David Palmer

Smithsonian Study Leader David Scott Palmer (B.A. Dartmouth, M.A. Stanford, Ph.D. Cornell) is Professor of International Relations and Political Science at Boston University, and is the founding co-director of its Peru Summer Program. He served in the first group of Peace Corps Volunteers in Peru, from 1962 to 1964. Dr. Palmer has worked on issues related to political development and democracy, insurgency, border disputes, and civil-military relations in Latin America since studying in Chile and Uruguay. He is the author of numerous articles and books about the region.

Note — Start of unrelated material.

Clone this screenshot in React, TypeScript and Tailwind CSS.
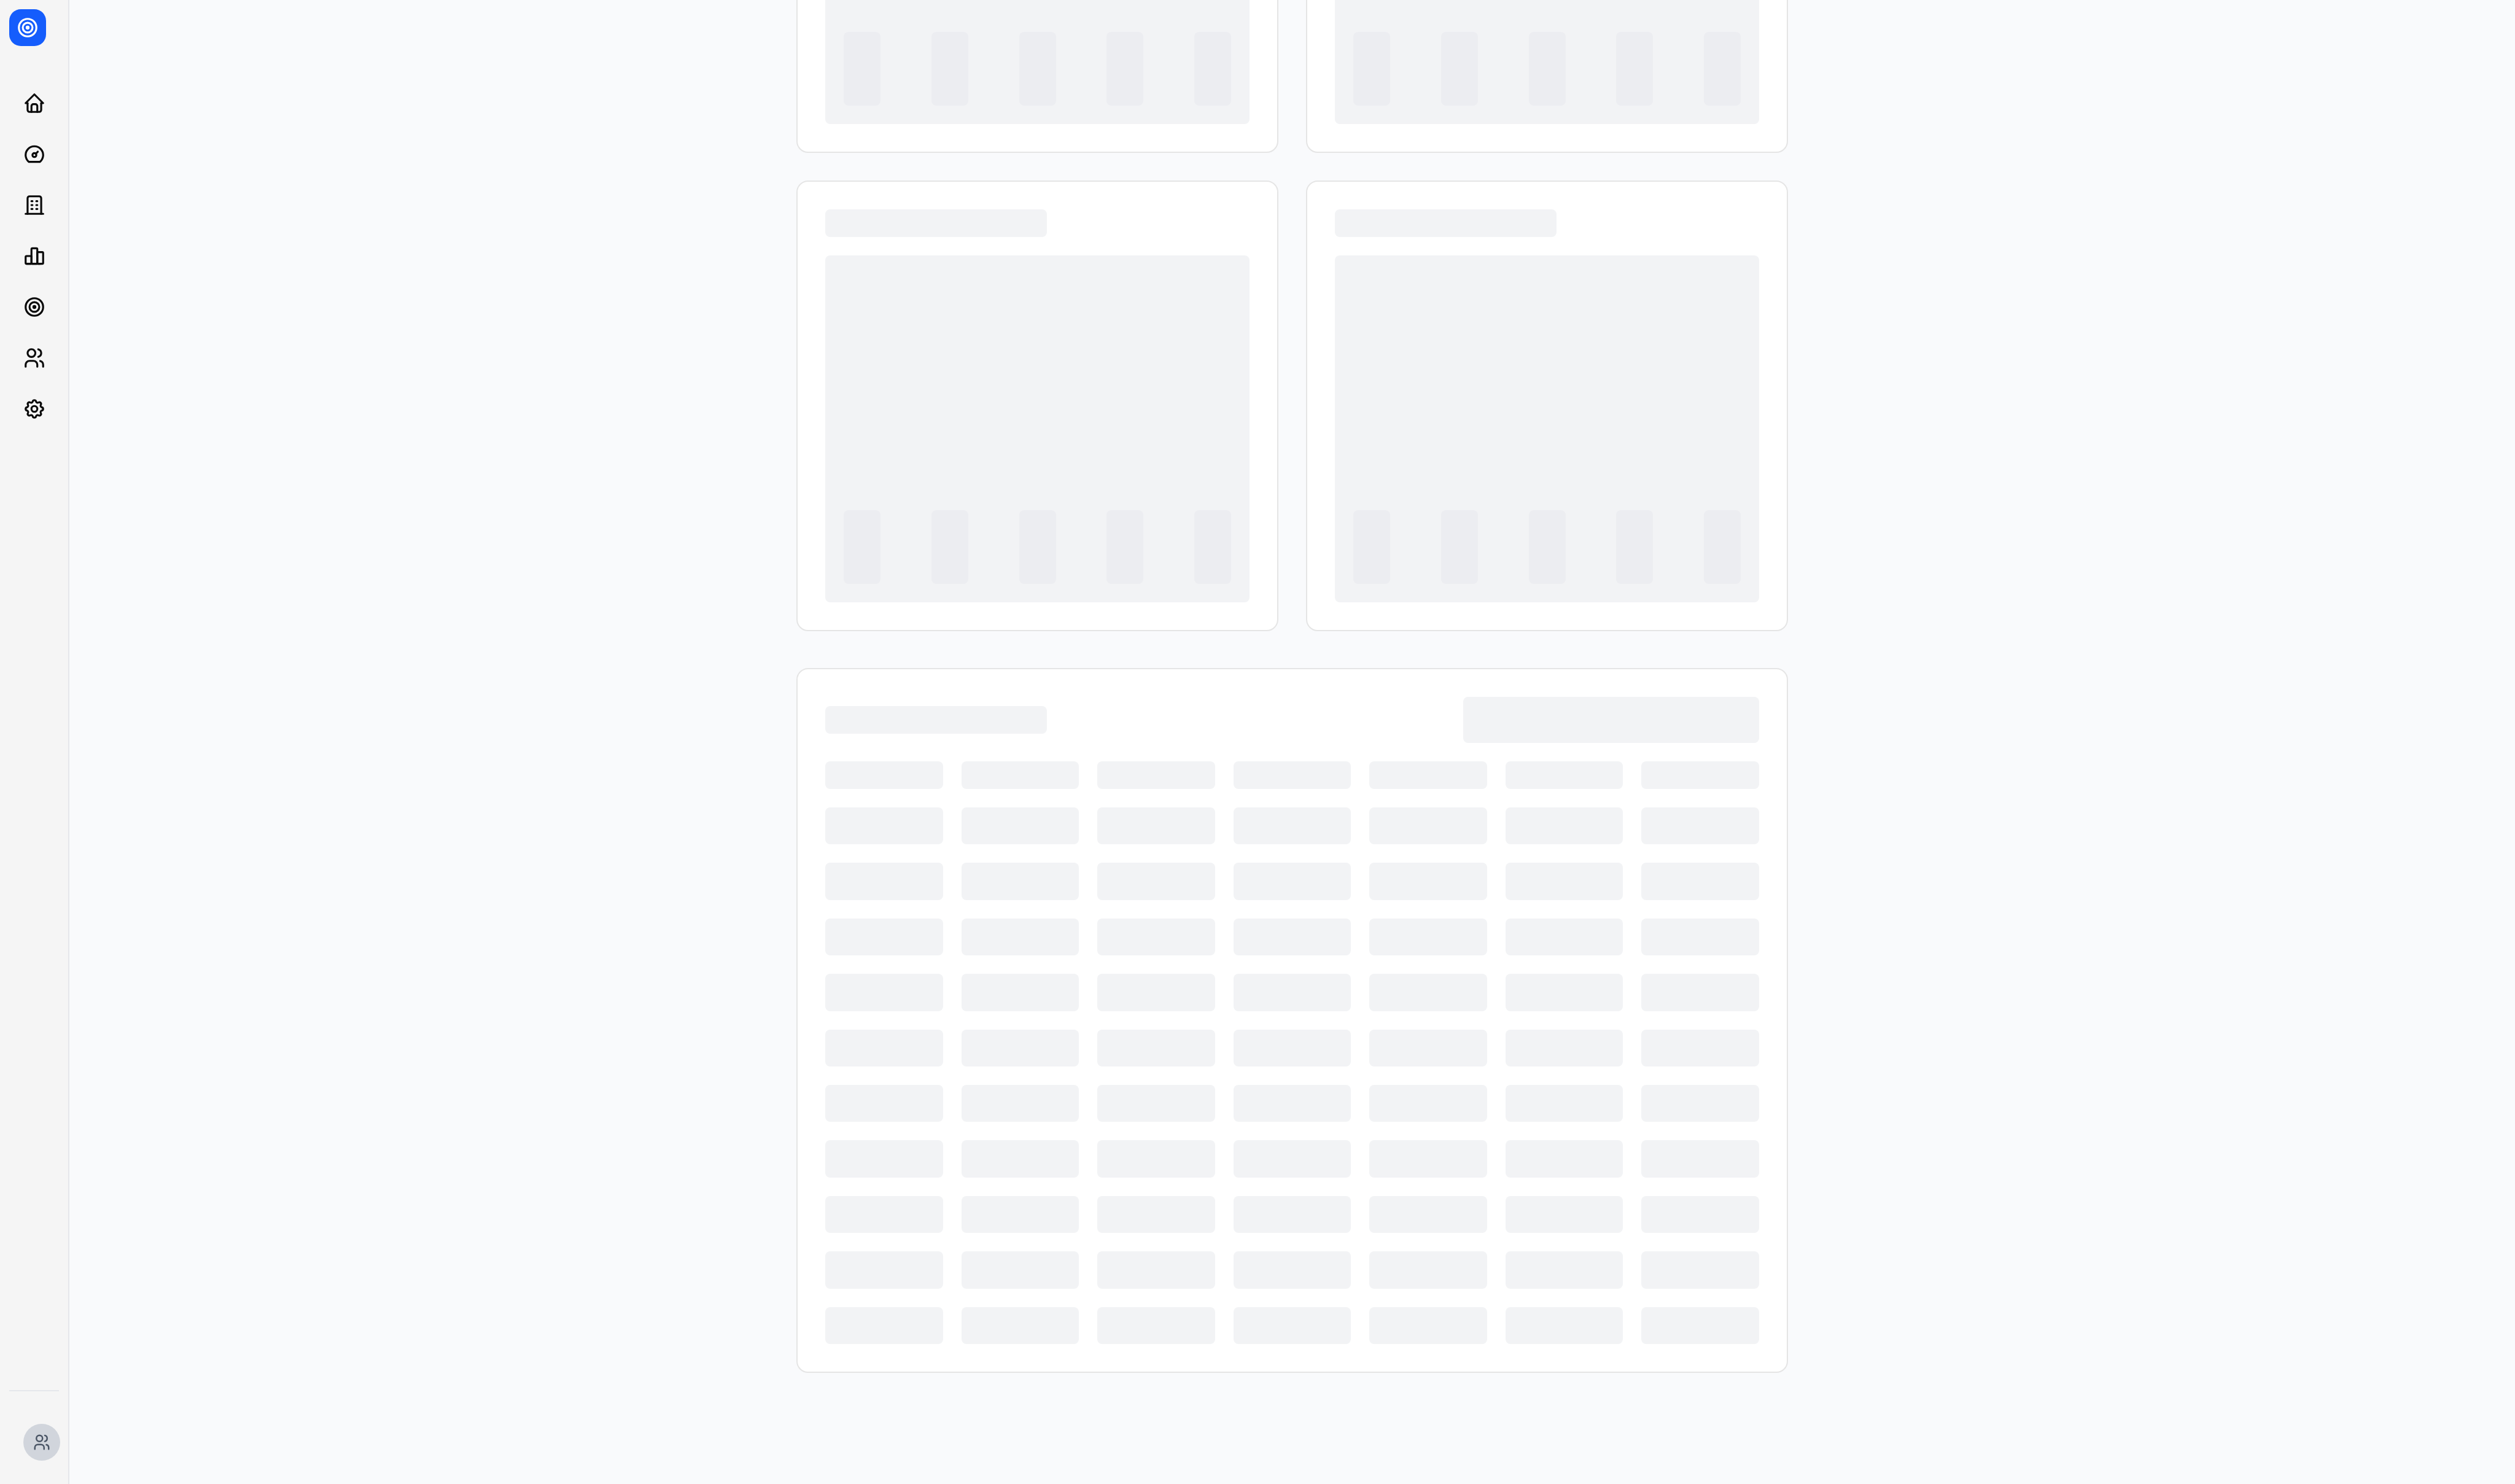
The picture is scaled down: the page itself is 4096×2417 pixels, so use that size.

His major publications focus on Peruvian politics at both the national and local level (most particularly in Ayacucho) and on Shining Path; as well as on the Latin American military, Latin American democracy and its challenges, the Peru-Ecuador border conflict, drug trafficking, and United States-Latin American relations. He served for twelve years as Chair of Latin American and Caribbean Studies at the Foreign Service Institute (FSI) at the U.S. Department of State. While in Washington, he also taught the Politics of the Andean Republics at SAIS as a Professorial Lecturer. For the past five years, he has been a member of the Academic Reserve for the National Intelligence Council to provide perspectives on developments in Ecuador, Peru, and Bolivia, and has traveled regularly to each country, including a visiting professorship at FLACSO Ecuador and a Senior Fulbright Lectureship at the University of Huamanga in Ayacucho, Peru.